Task details
Extract, exactly as written, each line from the start of the records below to the line containing "import React from", both ends included; drop the pictures.

Supplied entries
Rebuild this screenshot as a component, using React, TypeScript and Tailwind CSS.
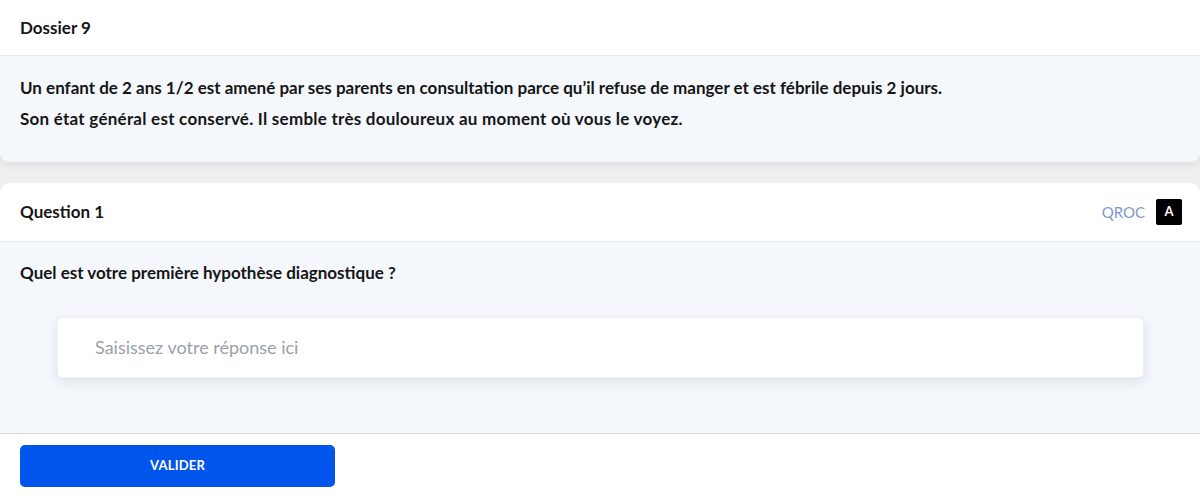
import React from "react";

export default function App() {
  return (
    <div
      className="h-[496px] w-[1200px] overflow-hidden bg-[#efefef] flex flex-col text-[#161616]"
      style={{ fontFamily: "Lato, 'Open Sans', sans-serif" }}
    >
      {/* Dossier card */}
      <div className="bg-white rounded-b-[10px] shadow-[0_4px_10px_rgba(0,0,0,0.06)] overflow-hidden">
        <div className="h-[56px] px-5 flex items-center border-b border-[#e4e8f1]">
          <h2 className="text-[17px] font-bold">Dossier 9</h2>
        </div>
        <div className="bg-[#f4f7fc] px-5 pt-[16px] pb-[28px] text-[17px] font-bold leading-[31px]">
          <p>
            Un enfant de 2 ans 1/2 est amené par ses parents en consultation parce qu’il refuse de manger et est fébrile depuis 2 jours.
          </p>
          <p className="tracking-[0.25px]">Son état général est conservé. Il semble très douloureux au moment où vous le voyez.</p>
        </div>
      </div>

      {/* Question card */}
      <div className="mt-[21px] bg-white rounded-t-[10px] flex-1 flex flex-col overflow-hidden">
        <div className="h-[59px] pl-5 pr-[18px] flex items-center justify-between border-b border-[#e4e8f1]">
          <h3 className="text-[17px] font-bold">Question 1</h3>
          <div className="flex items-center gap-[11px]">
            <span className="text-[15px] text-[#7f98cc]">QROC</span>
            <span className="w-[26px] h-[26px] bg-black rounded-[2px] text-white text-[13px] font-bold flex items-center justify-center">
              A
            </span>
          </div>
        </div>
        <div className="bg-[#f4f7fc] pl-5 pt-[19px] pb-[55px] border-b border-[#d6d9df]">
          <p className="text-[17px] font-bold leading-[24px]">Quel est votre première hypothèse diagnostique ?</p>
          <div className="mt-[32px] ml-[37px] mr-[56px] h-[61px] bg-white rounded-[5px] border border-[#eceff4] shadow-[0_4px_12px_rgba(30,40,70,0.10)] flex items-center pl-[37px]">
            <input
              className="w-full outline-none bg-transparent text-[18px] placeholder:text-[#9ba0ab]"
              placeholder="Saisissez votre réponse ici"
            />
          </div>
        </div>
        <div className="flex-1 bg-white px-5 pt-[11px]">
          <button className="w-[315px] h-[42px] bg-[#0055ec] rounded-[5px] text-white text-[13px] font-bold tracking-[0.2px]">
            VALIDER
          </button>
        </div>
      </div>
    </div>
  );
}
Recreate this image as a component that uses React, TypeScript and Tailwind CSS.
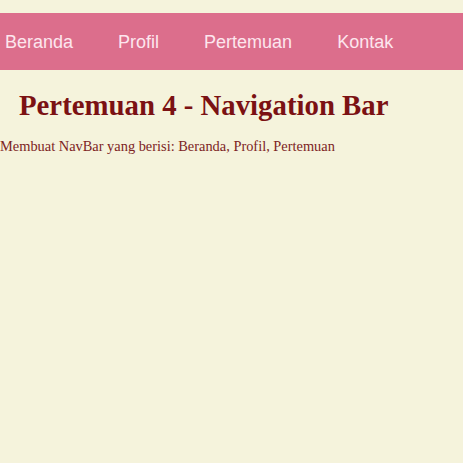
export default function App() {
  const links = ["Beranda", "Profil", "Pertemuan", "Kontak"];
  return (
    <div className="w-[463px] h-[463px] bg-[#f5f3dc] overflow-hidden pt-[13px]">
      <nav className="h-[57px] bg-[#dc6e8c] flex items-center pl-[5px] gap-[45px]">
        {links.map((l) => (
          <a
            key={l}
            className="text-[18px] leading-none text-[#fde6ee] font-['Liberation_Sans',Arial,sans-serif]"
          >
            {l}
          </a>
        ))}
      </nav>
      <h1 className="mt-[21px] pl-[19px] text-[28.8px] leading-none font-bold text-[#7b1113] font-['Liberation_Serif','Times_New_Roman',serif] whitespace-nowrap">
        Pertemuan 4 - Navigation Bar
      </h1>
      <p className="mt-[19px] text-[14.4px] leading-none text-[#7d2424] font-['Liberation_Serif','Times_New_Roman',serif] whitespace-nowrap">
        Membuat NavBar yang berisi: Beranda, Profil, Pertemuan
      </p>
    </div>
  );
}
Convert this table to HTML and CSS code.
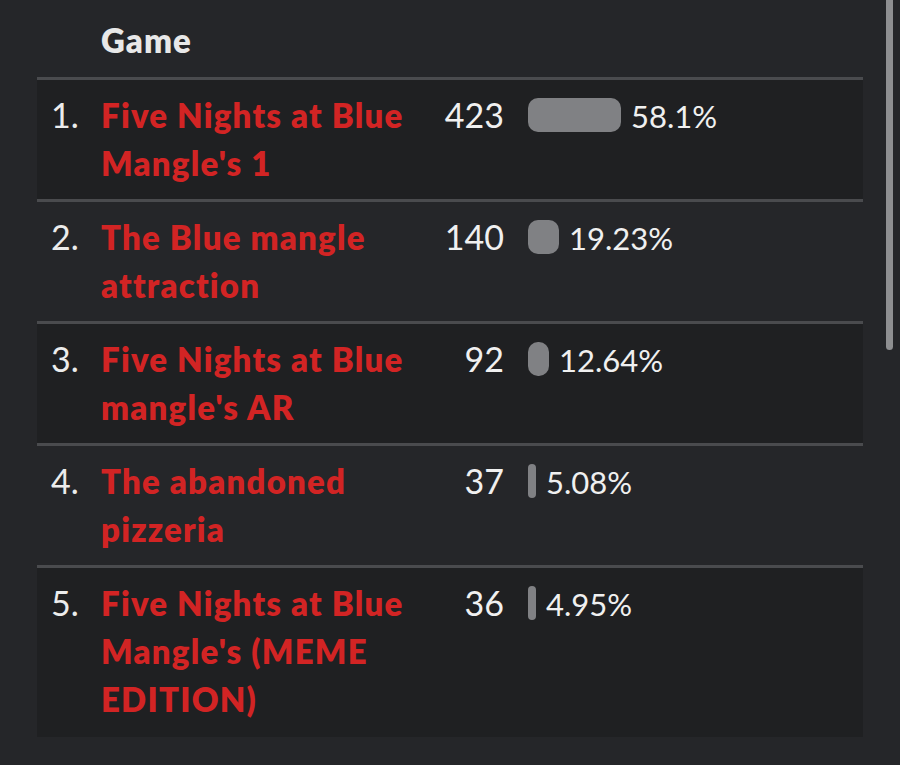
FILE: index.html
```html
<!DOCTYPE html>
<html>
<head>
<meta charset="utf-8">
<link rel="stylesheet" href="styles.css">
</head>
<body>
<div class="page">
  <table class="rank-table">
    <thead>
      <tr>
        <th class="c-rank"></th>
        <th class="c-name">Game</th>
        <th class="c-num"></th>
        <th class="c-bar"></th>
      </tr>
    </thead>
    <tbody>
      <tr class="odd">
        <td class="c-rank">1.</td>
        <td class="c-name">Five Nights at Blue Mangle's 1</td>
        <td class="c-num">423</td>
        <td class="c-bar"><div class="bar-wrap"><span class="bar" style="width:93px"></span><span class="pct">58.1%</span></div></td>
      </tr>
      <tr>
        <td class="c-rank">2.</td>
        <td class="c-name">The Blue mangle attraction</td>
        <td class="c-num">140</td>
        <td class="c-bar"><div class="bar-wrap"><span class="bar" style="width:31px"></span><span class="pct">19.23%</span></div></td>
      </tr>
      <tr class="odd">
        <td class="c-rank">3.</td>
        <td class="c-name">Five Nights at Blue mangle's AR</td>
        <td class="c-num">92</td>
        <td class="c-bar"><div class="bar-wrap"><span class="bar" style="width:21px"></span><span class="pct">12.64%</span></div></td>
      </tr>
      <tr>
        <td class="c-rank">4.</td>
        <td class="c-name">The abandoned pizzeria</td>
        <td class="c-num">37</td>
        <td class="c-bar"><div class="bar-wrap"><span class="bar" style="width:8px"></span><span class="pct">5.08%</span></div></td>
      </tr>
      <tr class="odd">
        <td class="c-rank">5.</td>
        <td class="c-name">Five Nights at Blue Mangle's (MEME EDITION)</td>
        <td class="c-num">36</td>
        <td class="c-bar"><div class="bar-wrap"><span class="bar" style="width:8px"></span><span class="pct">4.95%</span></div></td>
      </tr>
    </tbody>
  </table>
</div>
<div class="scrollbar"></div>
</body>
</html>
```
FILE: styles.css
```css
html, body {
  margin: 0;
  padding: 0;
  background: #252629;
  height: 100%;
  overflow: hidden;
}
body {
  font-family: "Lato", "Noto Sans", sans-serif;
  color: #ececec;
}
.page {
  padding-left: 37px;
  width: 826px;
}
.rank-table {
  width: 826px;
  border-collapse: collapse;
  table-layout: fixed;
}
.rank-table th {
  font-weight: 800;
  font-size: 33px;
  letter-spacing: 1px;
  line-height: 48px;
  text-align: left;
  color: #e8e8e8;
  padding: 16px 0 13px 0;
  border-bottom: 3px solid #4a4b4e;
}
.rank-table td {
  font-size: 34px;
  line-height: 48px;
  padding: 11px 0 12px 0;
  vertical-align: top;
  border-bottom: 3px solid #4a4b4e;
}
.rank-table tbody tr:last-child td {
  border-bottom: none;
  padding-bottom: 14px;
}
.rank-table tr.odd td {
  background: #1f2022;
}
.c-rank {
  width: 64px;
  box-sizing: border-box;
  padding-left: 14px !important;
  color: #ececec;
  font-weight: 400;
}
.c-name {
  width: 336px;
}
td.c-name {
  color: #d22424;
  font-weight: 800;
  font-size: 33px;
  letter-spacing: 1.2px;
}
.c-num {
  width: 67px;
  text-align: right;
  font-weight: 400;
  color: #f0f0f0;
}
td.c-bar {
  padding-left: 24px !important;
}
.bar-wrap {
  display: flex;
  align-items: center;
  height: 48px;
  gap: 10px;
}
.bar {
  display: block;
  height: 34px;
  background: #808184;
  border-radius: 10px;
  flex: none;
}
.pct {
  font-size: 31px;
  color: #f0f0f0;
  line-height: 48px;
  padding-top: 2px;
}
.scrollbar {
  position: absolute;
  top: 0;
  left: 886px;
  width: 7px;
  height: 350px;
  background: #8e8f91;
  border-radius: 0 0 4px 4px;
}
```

Output below
Rebuild this screenshot as a component, using React, TypeScript and Tailwind CSS.
import React from "react";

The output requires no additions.